-------- GIVEN INFORMATION
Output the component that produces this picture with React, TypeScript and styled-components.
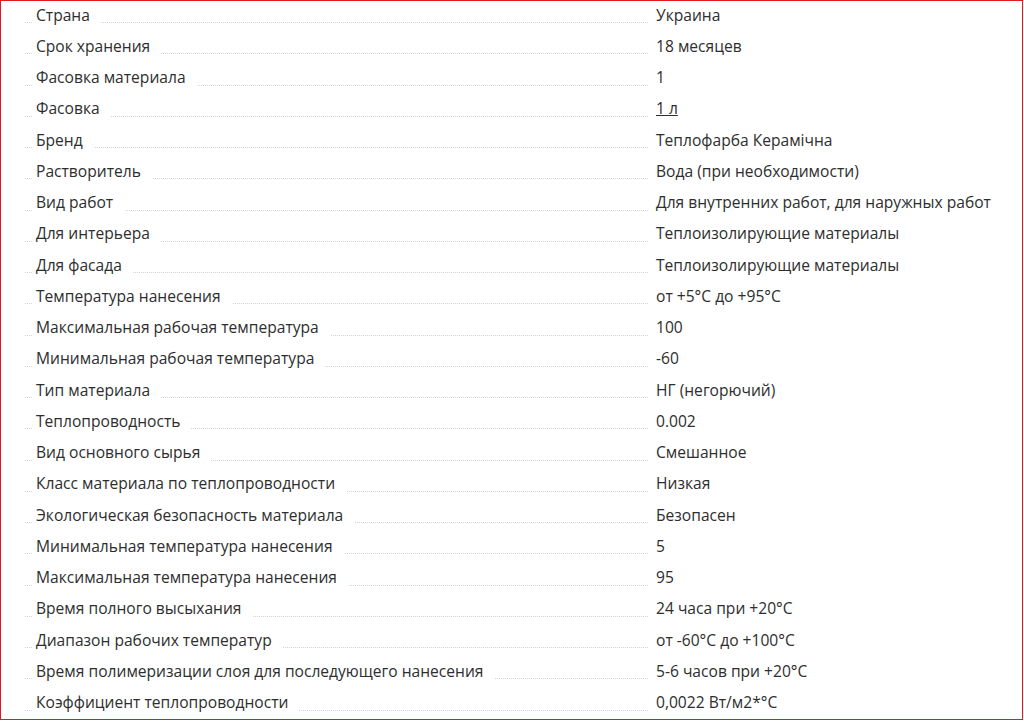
import React from 'react';
import styled, { createGlobalStyle } from 'styled-components';

const GlobalStyle = createGlobalStyle`
    html, body {
        margin: 0;
        padding: 0;
        background: #fff;
    }
    body {
        font-family: "Open Sans", "Liberation Sans", sans-serif;
        color: #2e2e2e;
    }
`;

const Frame = styled.div`
    box-sizing: border-box;
    width: 1023px;
    height: 720px;
    border: 1px solid #e3171f;
    overflow: hidden;
`;

const SpecList = styled.div`
    display: grid;
    grid-template-columns: 623px 1fr;
    grid-auto-rows: 31.25px;
    column-gap: 8px;
    padding-left: 24px;
`;

const LabelCell = styled.div`
    padding-top: 3.5px;
    font-size: 15.6px;
    line-height: 21px;
    background-image: linear-gradient(to right, #d4d4d4 50%, transparent 50%);
    background-size: 2px 1px;
    background-repeat: repeat-x;
    background-position: 0 21px;
`;

const LabelText = styled.span`
    display: inline-block;
    background: #fff;
    margin-left: 8px;
    padding: 0 11px 0 3px;
    height: 23px;
    white-space: nowrap;
`;

const ValueCell = styled.div`
    padding-top: 3.5px;
    font-size: 15.6px;
    line-height: 21px;
    white-space: nowrap;
`;

const ValueLink = styled.a`
    color: inherit;
    text-decoration: underline;
`;

type Spec = {
    label: string;
    value: string;
    link?: boolean;
};

const specs: Spec[] = [
    { label: 'Страна', value: 'Украина' },
    { label: 'Срок хранения', value: '18 месяцев' },
    { label: 'Фасовка материала', value: '1' },
    { label: 'Фасовка', value: '1 л', link: true },
    { label: 'Бренд', value: 'Теплофарба Керамічна' },
    { label: 'Растворитель', value: 'Вода (при необходимости)' },
    { label: 'Вид работ', value: 'Для внутренних работ, для наружных работ' },
    { label: 'Для интерьера', value: 'Теплоизолирующие материалы' },
    { label: 'Для фасада', value: 'Теплоизолирующие материалы' },
    { label: 'Температура нанесения', value: 'от +5°С до +95°С' },
    { label: 'Максимальная рабочая температура', value: '100' },
    { label: 'Минимальная рабочая температура', value: '-60' },
    { label: 'Тип материала', value: 'НГ (негорючий)' },
    { label: 'Теплопроводность', value: '0.002' },
    { label: 'Вид основного сырья', value: 'Смешанное' },
    { label: 'Класс материала по теплопроводности', value: 'Низкая' },
    { label: 'Экологическая безопасность материала', value: 'Безопасен' },
    { label: 'Минимальная температура нанесения', value: '5' },
    { label: 'Максимальная температура нанесения', value: '95' },
    { label: 'Время полного высыхания', value: '24 часа при +20°С' },
    { label: 'Диапазон рабочих температур', value: 'от -60°С до +100°С' },
    { label: 'Время полимеризации слоя для последующего нанесения', value: '5-6 часов при +20°С' },
    { label: 'Коэффициент теплопроводности', value: '0,0022 Вт/м2*°С' },
];

const App: React.FC = () => {
    return (
        <>
            <GlobalStyle />
            <Frame>
                <SpecList>
                    {specs.map((spec) => (
                        <React.Fragment key={spec.label}>
                            <LabelCell>
                                <LabelText>{spec.label}</LabelText>
                            </LabelCell>
                            <ValueCell>
                                {spec.link ? (
                                    <ValueLink href="#">{spec.value}</ValueLink>
                                ) : (
                                    spec.value
                                )}
                            </ValueCell>
                        </React.Fragment>
                    ))}
                </SpecList>
            </Frame>
        </>
    );
};

export default App;
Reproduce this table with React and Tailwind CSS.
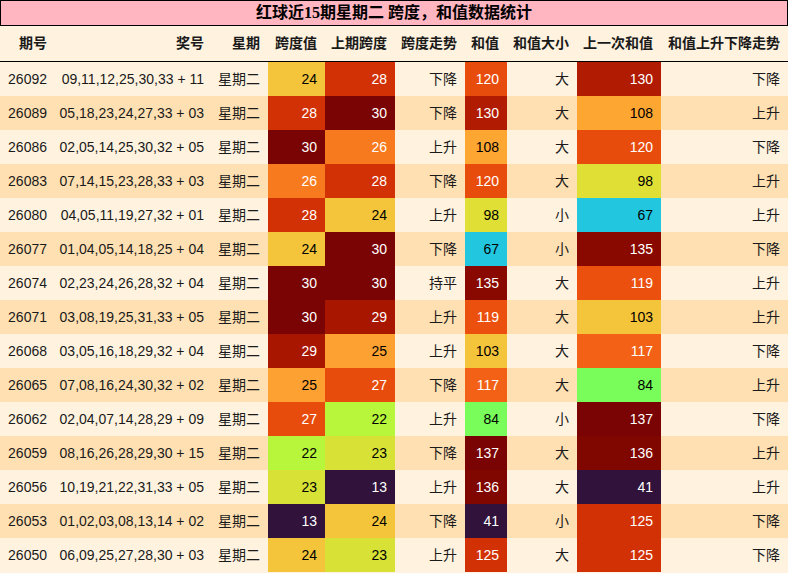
import React from 'react'

const spanColor = {
  13: ['#30123b', 'text-white'],
  22: ['#b7f63a', 'text-black'],
  23: ['#d8e236', 'text-black'],
  24: ['#f4c53b', 'text-black'],
  25: ['#fda232', 'text-black'],
  26: ['#f77a1e', 'text-white'],
  27: ['#e84c0d', 'text-white'],
  28: ['#d23105', 'text-white'],
  29: ['#a81600', 'text-white'],
  30: ['#7a0403', 'text-white'],
}

const sumColor = {
  41: ['#30123b', 'text-white'],
  67: ['#22c7df', 'text-black'],
  84: ['#79fd5a', 'text-black'],
  98: ['#dfdf36', 'text-black'],
  103: ['#f4c53b', 'text-black'],
  108: ['#fda632', 'text-black'],
  117: ['#f26115', 'text-white'],
  119: ['#eb500e', 'text-white'],
  120: ['#e84c0d', 'text-white'],
  125: ['#d23105', 'text-white'],
  130: ['#b01b01', 'text-white'],
  135: ['#890900', 'text-white'],
  136: ['#800600', 'text-white'],
  137: ['#7a0403', 'text-white'],
}

const rows = [
  ['26092', '09,11,12,25,30,33 + 11', 24, 28, '下降', 120, '大', 130, '下降'],
  ['26089', '05,18,23,24,27,33 + 03', 28, 30, '下降', 130, '大', 108, '上升'],
  ['26086', '02,05,14,25,30,32 + 05', 30, 26, '上升', 108, '大', 120, '下降'],
  ['26083', '07,14,15,23,28,33 + 03', 26, 28, '下降', 120, '大', 98, '上升'],
  ['26080', '04,05,11,19,27,32 + 01', 28, 24, '上升', 98, '小', 67, '上升'],
  ['26077', '01,04,05,14,18,25 + 04', 24, 30, '下降', 67, '小', 135, '下降'],
  ['26074', '02,23,24,26,28,32 + 04', 30, 30, '持平', 135, '大', 119, '上升'],
  ['26071', '03,08,19,25,31,33 + 05', 30, 29, '上升', 119, '大', 103, '上升'],
  ['26068', '03,05,16,18,29,32 + 04', 29, 25, '上升', 103, '大', 117, '下降'],
  ['26065', '07,08,16,24,30,32 + 02', 25, 27, '下降', 117, '大', 84, '上升'],
  ['26062', '02,04,07,14,28,29 + 09', 27, 22, '上升', 84, '小', 137, '下降'],
  ['26059', '08,16,26,28,29,30 + 15', 22, 23, '下降', 137, '大', 136, '上升'],
  ['26056', '10,19,21,22,31,33 + 05', 23, 13, '上升', 136, '大', 41, '上升'],
  ['26053', '01,02,03,08,13,14 + 02', 13, 24, '下降', 41, '小', 125, '下降'],
  ['26050', '06,09,25,27,28,30 + 03', 24, 23, '上升', 125, '大', 125, '下降'],
]

const headers = ['期号', '奖号', '星期', '跨度值', '上期跨度', '跨度走势', '和值', '和值大小', '上一次和值', '和值上升下降走势']

const grid = 'grid grid-cols-[55px_157px_56px_57px_70px_70px_42px_70px_84px_127px]'

const Cell = ({ children, bg, cls = '' }) => (
  <div className={`flex items-center justify-end pr-2 ${cls}`} style={bg ? { backgroundColor: bg } : undefined}>
    {children}
  </div>
)

export default function App() {
  return (
    <div className="w-[788px] h-[573px] overflow-hidden bg-[#fff3e0] text-[14px] text-[#1a1a1a] font-['Liberation_Sans','Noto_Sans_CJK_SC',sans-serif]">
      <div className="h-[26px] bg-[#ffb6c1] border border-black flex items-center justify-center font-bold text-[16px] text-black font-['Liberation_Serif','Noto_Sans_CJK_SC',serif]">
        红球近15期星期二 跨度，和值数据统计
      </div>
      <div className={`${grid} h-[36px] border-b border-black font-bold`}>
        {headers.map((h) => (
          <Cell key={h}>{h}</Cell>
        ))}
      </div>
      {rows.map((r, i) => {
        const [a, b, span, prevSpan, trend, sum, size, prevSum, sumTrend] = r
        const s1 = spanColor[span]
        const s2 = spanColor[prevSpan]
        const m1 = sumColor[sum]
        const m2 = sumColor[prevSum]
        return (
          <div key={a} className={`${grid} h-[34px] ${i % 2 ? 'bg-[#ffe0b2]' : 'bg-[#fff3e0]'}`}>
            <Cell>{a}</Cell>
            <Cell>{b}</Cell>
            <Cell>星期二</Cell>
            <Cell bg={s1[0]} cls={s1[1]}>{span}</Cell>
            <Cell bg={s2[0]} cls={s2[1]}>{prevSpan}</Cell>
            <Cell>{trend}</Cell>
            <Cell bg={m1[0]} cls={m1[1]}>{sum}</Cell>
            <Cell>{size}</Cell>
            <Cell bg={m2[0]} cls={m2[1]}>{prevSum}</Cell>
            <Cell>{sumTrend}</Cell>
          </div>
        )
      })}
    </div>
  )
}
----------------
Identify each line of the material where the word "with" shows up, and copy it.

ANSWER FOR THIS EXERCISE:
Output the component that produces this picture with React, TypeScript and styled-components.
Reproduce this table with React and Tailwind CSS.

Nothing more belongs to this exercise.